Kaporacı çocuklar, müstakbel alıcının parası yapsatçının banka hesabına yattığında sabit bir ücret alıyordu, cazip bir arsanın ön alım hakkını temsil eden bir kapora, hemen bir başka yatırımcıya satılmasaydı. Fiyat yükselişi hızlandıkça kaporalara takla attırıldı. 1925 yazında bu kaporalar bir gün içinde sekiz kere alınıp satılmaya başladı.
Emlak geliştirmenin giderek artan derecede önem kazanan ikinci finans kaynağı menkulleştirme oldu (yakında Türkiye’de de başlıyor). Emlak geliştiricileri 1920’li yıllar süresince 10 milyar dolarlık gayrimenkul tahvili ihraç etti. Bu sayede 1920’li yıllar, gökdelenler on yılına dönüştü.

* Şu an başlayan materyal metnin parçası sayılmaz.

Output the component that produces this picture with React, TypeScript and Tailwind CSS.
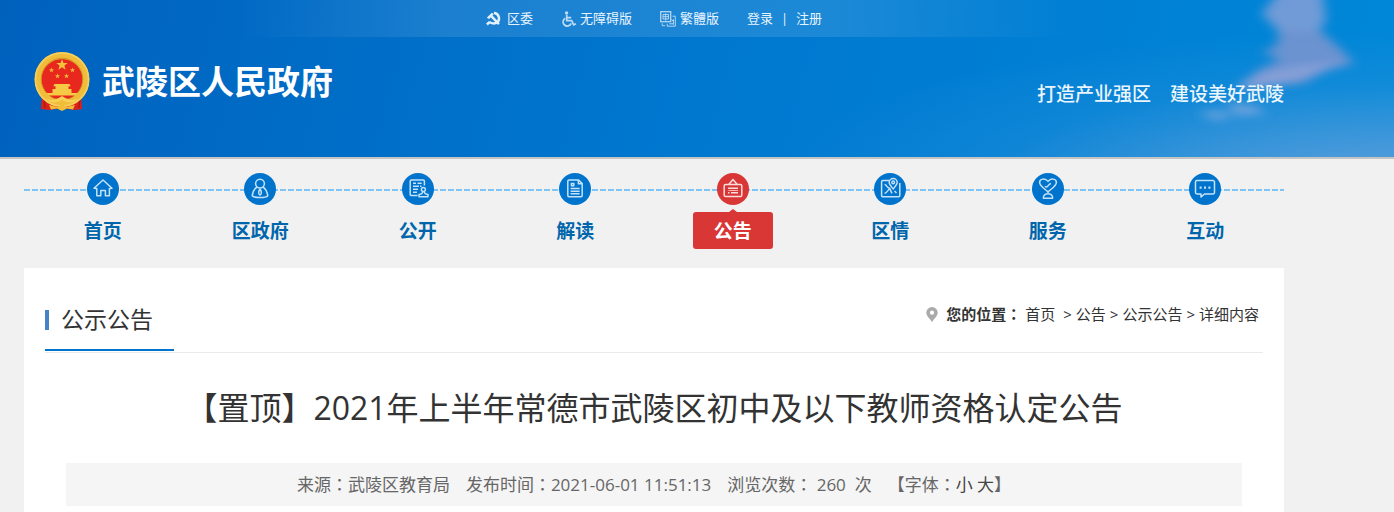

Bütün bunlar aşırı şişmiş bir balonun işaretleriydi. Patlamaya neyin neden olduğu ise, balon vakalarında hep olduğu üzere, tartışmalıdır. Borsadaki bir cezalandırma, olası tetikleyicilerden biri oldu.
Gayrimenkul piyasalarının tipik özelliği olarak önce işlem hacmi düştü, bunu bir süre sonra fiyatlardaki düşüş izledi. İddialı belediye konut projeleri sahipsiz bırakıldı. Miami’deki bankalar arası takas üçte iki oranında azaldı. Manley-Anthony zincirine bağlı 150 banka battı. Mevduatları 30 milyon dolarlık bir kayıp kaydetti. Manley, kendi kalan mevcutlarını iflas kovuşturmalarından kurtarmaya yönelik hileli işlemlerle irtibatlandırılarak tutuklandı. Savunmasını yapan avukatlar delilik mazeretine sığındılar.
Toplu konut inşaatlarında ülke çapında bir gerileme başladı, 1926’da 850.000 iken, 1927’de 810.000’e, 1928’de 750’000’e ve 1929’da 500.000’e düştü.
Öykü bu, her öykünün bir ana fikri vardır. Onu da size bırakıyorum.